Herbert Föttinger ist das, was in Wien ein „beliebter Volksschauspieler“ genannt wird, und seit 2006 Künstlerischer Leiter des Theaters in der Josefstadt sowie seit vorigem Jahr Kammerschauspieler. Er inszenierte die große Schreckens-, Rettungs- und Freiheitsmetapher quasi-realistisch in einem Gefängnis-Ambiente und mit Uniformen, die erkennbar auf die DDR der 60er und 70er Jahre anspielten. Wobei korrekterweise und zur Ehrenrettung des untergegangenen deutschen Teilstaats gesagt werden muss, dass in ihm die Gouverneure nicht einfach auf dem Zuchthaushof missliebige Häftlinge mit der Pistole niederstreckten, sondern dass dort Hinrichtungen unangekündigt und überraschend durch Schuss von hinten erfolgten.
Den hypertrophen Schluss des Werks zeigt der als Regisseur nicht ausgebildete Föttinger als Jubiläums-Konzertveranstaltung, just so, wie dies Herbert Wernicke bereits exemplarisch 1996 bei den Salzburger Festspielen getan hatte. Also auch auf dieser Ebene: Historisierung. In ihr bestreitet Michael Schade die Partie des Don Florestan mit kernigem, sympathischem Tenor. Lars Woldt erscheint als Inkarnation des DDR-Vollzugsbeamten. Anna Prohaska als seine Tochter ist das Tüpfelchen aufs i des naiven Realismus – aber ein allerliebstes und stimmkompetentes.
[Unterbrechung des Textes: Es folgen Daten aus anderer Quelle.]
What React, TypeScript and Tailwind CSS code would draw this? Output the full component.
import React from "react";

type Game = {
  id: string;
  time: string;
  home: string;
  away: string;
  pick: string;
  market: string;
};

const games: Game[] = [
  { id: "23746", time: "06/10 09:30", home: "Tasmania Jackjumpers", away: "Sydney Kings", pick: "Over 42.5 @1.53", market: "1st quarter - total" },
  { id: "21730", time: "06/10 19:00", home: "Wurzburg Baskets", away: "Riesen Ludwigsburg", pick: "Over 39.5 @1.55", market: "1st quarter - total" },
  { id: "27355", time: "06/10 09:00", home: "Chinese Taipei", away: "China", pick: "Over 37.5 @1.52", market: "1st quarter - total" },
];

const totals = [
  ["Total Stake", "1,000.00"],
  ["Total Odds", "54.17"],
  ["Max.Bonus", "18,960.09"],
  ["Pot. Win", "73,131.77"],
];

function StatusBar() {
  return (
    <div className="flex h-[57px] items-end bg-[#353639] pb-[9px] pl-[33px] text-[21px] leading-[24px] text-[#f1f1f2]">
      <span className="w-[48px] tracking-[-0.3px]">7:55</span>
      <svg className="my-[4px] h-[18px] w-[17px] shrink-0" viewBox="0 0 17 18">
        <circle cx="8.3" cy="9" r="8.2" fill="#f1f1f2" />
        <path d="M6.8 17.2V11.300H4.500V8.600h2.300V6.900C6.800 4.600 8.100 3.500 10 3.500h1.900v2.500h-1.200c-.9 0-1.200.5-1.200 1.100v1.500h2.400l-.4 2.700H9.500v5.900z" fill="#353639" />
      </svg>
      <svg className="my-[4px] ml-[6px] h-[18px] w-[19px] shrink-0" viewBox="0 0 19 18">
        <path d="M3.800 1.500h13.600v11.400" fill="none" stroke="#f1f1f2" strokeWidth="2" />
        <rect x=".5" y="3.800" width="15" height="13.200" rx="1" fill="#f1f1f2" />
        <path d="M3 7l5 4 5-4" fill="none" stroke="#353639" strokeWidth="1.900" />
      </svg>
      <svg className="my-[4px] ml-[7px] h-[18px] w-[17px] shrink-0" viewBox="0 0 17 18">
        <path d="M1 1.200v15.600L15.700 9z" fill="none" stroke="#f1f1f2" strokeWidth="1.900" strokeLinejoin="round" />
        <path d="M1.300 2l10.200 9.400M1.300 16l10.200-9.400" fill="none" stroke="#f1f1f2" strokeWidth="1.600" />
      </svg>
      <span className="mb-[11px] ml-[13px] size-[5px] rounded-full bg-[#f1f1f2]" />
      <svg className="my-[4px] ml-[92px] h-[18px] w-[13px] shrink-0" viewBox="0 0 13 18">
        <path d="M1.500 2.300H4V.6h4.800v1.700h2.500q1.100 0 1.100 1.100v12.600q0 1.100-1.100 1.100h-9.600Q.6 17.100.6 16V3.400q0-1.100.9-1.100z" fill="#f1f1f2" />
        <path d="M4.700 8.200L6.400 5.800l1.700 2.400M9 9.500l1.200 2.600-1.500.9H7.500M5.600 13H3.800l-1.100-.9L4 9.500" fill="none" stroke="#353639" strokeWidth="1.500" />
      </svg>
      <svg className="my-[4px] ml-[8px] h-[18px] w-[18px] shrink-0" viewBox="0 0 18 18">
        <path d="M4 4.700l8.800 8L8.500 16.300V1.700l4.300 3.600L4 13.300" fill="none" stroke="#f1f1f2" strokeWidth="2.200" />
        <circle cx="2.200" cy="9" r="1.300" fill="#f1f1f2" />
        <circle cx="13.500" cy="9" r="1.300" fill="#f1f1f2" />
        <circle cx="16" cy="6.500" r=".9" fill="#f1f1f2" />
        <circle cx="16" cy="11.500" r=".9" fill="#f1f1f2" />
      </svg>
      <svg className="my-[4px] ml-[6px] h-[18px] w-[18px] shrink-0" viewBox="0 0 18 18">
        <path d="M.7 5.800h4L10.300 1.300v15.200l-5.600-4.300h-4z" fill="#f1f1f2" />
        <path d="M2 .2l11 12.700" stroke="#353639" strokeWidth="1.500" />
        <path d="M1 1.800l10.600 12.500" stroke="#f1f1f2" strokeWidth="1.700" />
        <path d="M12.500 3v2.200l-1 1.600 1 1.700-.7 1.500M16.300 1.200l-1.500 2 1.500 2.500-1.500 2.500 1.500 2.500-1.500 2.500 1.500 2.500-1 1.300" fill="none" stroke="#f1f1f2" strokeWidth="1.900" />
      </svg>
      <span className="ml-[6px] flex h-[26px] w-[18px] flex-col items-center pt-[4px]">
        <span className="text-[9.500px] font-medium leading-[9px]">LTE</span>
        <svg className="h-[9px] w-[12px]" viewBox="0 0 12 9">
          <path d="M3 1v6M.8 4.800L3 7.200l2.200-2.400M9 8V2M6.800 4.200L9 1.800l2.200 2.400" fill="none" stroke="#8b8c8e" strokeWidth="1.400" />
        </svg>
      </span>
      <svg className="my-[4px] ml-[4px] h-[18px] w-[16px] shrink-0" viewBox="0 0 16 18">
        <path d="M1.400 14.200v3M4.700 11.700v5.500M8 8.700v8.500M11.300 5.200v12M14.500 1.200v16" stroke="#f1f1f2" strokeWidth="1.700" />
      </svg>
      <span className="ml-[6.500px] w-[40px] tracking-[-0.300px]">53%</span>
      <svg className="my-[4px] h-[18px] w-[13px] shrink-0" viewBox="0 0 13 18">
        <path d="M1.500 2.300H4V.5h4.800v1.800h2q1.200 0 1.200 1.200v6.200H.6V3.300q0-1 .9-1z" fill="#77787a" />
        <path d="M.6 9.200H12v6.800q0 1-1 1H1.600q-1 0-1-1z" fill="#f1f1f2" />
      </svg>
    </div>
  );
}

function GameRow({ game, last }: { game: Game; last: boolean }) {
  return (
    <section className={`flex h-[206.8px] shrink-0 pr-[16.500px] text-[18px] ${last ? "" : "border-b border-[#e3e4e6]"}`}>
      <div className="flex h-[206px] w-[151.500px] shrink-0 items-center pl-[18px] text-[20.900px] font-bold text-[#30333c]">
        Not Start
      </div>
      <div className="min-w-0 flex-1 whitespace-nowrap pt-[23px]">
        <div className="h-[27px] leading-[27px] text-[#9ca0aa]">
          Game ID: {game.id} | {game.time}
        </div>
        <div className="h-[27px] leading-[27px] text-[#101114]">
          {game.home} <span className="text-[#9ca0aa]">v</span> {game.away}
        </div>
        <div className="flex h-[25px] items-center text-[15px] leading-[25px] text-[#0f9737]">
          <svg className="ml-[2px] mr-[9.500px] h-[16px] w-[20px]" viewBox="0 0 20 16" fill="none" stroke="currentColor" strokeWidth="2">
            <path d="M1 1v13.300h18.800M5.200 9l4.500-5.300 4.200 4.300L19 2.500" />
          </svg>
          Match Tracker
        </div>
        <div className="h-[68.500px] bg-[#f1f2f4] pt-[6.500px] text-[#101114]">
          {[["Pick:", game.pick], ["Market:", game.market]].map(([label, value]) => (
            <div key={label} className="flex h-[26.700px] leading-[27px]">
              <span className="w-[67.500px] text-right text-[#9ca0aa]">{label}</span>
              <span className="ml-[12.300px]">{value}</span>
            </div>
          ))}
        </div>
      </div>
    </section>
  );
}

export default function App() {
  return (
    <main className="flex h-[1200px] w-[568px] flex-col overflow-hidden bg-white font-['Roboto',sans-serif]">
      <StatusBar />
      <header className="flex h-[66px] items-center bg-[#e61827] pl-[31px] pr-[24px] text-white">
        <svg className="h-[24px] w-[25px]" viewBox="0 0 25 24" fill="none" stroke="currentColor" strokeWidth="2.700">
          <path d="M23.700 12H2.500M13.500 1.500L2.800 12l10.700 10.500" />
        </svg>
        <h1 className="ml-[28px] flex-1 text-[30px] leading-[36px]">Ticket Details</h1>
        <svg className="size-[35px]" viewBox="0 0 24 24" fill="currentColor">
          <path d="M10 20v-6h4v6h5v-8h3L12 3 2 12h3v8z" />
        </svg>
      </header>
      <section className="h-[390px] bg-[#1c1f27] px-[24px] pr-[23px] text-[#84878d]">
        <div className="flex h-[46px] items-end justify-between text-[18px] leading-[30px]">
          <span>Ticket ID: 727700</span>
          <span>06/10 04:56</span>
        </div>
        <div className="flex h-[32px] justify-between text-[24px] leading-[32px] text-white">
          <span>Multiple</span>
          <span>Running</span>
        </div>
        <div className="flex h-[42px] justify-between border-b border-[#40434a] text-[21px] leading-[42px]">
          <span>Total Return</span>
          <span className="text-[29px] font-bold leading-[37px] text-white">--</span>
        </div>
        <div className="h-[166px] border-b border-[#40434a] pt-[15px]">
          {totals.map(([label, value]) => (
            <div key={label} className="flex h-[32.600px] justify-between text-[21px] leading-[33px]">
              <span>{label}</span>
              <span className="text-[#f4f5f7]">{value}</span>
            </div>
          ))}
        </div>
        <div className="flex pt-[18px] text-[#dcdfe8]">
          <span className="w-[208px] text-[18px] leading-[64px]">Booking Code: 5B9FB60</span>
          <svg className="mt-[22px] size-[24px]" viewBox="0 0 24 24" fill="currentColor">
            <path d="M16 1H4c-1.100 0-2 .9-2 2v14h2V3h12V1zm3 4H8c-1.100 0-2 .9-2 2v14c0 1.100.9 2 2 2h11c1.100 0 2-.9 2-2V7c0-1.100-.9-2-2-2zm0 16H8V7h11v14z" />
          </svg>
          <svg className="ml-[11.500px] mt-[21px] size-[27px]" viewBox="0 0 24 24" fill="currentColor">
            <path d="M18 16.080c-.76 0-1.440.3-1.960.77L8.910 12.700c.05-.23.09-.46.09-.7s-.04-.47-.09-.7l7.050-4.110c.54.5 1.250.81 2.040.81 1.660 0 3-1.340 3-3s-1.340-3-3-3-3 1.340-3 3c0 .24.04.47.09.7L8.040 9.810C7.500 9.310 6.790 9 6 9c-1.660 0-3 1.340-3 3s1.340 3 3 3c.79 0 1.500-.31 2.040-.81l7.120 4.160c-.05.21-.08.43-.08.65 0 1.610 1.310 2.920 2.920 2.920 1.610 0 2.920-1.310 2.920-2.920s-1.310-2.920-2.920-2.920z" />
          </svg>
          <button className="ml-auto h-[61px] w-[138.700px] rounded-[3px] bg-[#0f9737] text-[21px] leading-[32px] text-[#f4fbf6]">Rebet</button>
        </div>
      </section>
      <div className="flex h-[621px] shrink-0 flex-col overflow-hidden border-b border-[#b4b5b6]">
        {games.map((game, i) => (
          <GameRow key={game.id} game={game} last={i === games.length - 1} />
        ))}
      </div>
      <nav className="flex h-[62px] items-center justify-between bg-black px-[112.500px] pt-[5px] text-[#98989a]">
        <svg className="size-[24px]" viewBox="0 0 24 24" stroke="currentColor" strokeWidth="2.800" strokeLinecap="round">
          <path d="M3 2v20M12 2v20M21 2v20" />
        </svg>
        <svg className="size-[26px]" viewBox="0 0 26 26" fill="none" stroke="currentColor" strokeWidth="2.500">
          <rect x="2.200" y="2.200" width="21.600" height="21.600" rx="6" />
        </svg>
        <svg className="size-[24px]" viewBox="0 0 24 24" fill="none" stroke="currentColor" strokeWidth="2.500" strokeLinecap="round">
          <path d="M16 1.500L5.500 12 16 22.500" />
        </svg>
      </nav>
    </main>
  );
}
Harnoncourt treibt den von Erwin Ortner einstudierten Schönberg-Chor zu einem extrem lauten und schnellen Lobpreis der Rettungstat, der Freiheit überhaupt und der Gattenliebe im Besonderen. Bleibt als Nachhall des „Fidelio“-Premierenabends im inneren Ohr das intendierte Espressivo von Chor und Orchester: Die Töne mit der Patina hört man wohl, allein: es fehlt der Glaube, dass ein Äußerstes an Ausdruck sich ausgerechnet mit den restringierten Mitteln des technisch unentwickelten Instrumentariums ereignet. Der Rezensent empfiehlt die zuverlässige Arbeit mit den symphonisch trainierten „klassischen“ Klangkörpern. Von denen steht ja in Wien der eine oder andere zu Verfügung.